[Dataset records]
──────

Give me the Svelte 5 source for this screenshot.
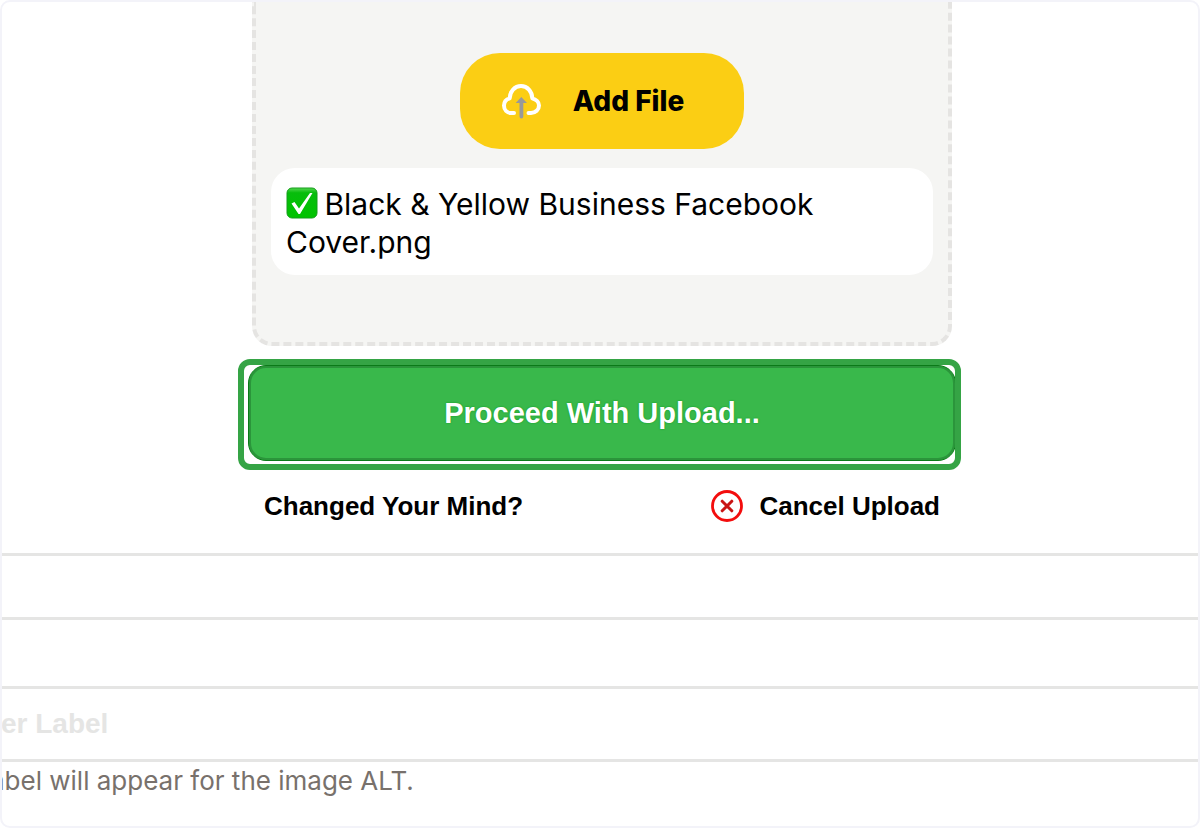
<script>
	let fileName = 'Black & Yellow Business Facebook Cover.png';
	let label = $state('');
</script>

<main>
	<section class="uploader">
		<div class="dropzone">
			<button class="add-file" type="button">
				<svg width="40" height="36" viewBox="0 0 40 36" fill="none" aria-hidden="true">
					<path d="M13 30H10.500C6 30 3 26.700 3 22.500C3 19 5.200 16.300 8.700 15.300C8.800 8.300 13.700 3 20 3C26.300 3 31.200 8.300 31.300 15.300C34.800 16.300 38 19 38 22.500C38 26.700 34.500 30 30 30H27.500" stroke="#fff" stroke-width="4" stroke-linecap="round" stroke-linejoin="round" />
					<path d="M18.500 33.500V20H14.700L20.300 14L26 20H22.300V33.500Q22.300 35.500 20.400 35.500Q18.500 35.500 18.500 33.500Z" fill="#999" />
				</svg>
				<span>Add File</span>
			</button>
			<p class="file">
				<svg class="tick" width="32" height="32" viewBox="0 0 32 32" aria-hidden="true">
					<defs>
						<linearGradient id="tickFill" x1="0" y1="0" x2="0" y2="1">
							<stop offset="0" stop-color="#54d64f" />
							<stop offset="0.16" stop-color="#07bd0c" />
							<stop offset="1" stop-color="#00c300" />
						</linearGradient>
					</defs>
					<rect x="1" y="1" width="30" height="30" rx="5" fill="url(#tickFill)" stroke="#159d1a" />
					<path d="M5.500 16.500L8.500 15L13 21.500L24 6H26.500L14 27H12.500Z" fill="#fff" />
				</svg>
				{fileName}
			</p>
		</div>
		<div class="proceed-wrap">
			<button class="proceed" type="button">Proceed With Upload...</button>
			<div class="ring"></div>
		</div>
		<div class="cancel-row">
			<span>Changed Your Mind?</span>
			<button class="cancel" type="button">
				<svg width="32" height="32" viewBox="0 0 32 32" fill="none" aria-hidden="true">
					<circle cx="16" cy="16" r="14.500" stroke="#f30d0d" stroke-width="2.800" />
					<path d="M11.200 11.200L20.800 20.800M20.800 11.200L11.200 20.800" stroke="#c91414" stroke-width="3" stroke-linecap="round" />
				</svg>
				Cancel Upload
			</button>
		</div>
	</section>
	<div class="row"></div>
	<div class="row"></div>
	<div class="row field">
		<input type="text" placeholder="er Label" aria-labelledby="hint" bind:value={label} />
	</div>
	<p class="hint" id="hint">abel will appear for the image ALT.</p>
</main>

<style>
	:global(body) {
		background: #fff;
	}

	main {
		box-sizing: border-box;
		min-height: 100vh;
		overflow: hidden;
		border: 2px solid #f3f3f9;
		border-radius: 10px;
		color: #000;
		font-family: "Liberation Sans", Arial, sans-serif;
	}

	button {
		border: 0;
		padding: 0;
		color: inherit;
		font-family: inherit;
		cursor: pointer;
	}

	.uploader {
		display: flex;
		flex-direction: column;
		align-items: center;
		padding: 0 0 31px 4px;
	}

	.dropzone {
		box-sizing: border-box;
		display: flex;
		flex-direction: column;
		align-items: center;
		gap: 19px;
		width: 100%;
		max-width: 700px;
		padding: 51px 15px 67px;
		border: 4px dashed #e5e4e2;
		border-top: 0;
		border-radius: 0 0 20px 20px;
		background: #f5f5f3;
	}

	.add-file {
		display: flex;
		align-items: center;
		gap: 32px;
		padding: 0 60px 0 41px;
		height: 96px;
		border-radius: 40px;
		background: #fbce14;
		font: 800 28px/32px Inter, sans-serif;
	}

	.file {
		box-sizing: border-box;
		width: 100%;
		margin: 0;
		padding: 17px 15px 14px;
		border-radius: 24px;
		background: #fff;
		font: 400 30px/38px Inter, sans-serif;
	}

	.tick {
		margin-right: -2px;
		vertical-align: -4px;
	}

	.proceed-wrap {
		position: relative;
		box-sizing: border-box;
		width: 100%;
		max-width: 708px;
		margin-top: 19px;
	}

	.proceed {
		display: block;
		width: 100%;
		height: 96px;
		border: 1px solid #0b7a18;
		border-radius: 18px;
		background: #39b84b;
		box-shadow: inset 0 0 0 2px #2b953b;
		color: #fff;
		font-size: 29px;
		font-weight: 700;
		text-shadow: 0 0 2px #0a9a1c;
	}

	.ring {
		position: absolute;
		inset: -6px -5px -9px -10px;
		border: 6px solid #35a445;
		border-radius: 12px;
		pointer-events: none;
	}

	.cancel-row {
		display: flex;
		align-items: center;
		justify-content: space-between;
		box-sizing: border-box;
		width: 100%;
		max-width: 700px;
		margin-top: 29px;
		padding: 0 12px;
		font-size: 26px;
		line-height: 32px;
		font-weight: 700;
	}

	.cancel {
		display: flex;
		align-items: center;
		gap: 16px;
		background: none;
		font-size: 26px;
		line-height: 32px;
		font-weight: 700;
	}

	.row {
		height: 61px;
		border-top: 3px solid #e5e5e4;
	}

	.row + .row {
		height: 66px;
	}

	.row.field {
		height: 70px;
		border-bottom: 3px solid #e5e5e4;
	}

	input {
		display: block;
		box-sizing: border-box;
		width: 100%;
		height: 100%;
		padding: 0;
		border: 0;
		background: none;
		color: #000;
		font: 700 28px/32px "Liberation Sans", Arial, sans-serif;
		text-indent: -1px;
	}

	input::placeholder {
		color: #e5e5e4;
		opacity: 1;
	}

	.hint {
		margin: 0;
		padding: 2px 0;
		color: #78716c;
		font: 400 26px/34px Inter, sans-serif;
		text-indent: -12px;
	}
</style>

──────

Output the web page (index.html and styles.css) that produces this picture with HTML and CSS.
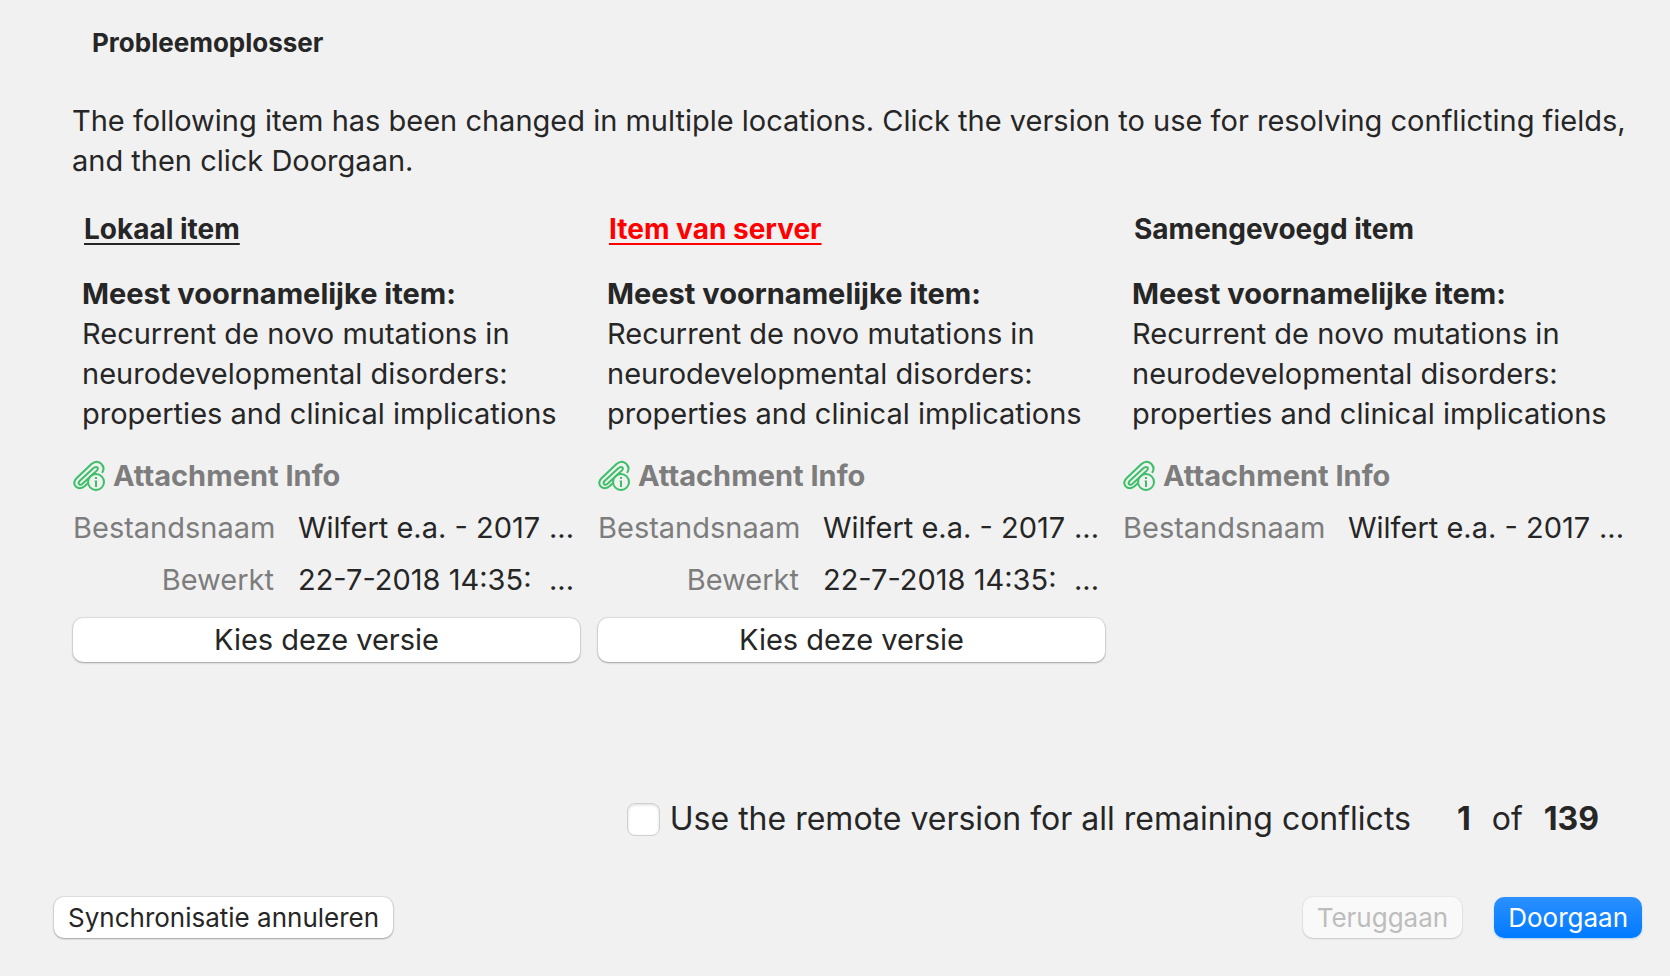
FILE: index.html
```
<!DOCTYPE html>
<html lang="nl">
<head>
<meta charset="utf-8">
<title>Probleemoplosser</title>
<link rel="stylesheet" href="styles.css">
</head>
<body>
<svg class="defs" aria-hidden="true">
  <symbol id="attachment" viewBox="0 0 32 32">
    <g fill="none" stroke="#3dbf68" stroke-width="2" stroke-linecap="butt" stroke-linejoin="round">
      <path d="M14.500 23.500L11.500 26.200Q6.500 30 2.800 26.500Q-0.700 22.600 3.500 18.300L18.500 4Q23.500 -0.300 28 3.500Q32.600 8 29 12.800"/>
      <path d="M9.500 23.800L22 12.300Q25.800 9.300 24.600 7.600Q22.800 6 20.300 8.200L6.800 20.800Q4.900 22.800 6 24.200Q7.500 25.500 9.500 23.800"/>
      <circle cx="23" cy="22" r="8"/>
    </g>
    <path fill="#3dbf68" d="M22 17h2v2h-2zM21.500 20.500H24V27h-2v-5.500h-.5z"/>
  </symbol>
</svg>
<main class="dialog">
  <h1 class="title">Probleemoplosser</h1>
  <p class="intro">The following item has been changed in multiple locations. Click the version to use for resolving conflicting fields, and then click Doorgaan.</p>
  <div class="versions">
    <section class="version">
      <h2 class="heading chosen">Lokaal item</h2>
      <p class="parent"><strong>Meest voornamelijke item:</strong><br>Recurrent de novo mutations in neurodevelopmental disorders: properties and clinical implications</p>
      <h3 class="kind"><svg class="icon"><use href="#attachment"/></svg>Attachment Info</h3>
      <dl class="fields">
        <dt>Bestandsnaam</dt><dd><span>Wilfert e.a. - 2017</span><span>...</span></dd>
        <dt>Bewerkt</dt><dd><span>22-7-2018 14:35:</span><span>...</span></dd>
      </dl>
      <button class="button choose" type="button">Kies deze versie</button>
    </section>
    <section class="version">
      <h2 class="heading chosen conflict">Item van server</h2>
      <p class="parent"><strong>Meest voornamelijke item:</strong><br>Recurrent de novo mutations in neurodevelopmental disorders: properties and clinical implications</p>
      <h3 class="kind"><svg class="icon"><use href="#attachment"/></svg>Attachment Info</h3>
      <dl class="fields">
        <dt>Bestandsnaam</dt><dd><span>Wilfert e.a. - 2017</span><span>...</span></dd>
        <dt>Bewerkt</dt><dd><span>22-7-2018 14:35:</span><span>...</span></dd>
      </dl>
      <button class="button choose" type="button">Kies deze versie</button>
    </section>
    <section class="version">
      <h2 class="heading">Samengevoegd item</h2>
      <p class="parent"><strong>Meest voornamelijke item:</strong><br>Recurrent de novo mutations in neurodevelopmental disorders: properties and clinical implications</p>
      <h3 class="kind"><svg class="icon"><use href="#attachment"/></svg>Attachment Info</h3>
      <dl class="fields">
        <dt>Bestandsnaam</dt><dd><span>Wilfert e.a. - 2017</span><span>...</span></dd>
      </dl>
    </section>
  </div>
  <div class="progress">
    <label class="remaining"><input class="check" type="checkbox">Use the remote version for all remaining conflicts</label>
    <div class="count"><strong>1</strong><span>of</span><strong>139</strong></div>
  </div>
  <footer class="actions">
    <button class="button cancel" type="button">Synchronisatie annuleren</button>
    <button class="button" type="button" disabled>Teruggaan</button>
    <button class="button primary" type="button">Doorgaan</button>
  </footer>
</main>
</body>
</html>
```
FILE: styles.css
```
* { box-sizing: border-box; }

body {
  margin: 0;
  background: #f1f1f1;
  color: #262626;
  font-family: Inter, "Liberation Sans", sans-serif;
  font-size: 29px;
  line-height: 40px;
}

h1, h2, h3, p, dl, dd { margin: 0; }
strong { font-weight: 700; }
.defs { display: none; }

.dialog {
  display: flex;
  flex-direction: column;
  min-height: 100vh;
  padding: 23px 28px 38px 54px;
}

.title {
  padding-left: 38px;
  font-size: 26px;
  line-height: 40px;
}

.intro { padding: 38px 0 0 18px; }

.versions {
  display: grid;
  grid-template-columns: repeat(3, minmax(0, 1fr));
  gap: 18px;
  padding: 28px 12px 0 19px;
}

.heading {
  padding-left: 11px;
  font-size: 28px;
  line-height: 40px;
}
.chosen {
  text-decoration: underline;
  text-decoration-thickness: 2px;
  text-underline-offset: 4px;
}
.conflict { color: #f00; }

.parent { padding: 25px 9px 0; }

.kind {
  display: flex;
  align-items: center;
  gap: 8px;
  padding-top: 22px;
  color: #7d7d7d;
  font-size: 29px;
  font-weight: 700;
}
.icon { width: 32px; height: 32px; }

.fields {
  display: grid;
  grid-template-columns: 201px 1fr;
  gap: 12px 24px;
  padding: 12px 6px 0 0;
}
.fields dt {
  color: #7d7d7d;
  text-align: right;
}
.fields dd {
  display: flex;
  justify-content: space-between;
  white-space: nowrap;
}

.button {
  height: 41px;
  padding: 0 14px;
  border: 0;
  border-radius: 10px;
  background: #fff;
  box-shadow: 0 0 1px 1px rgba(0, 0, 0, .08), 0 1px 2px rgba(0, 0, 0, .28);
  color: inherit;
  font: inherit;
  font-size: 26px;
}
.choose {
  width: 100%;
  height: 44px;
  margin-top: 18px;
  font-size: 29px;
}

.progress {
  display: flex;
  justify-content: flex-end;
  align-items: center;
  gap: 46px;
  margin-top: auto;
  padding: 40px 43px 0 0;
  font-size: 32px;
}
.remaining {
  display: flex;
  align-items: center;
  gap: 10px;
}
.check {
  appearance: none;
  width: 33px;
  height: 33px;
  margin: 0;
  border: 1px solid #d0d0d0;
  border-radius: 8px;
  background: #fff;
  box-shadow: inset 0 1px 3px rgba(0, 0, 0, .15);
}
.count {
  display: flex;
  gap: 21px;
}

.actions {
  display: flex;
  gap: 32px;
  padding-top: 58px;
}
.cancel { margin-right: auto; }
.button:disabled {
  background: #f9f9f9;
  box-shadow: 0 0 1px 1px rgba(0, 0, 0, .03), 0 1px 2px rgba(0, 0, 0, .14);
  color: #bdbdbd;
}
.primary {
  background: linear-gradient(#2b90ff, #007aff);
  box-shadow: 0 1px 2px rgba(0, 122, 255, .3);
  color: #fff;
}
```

──────

From the listing above, copy all lines holding the word "html".

Output the web page (index.html and styles.css) that produces this picture with HTML and CSS.
FILE: index.html
<!DOCTYPE html>
<html lang="nl">
</html>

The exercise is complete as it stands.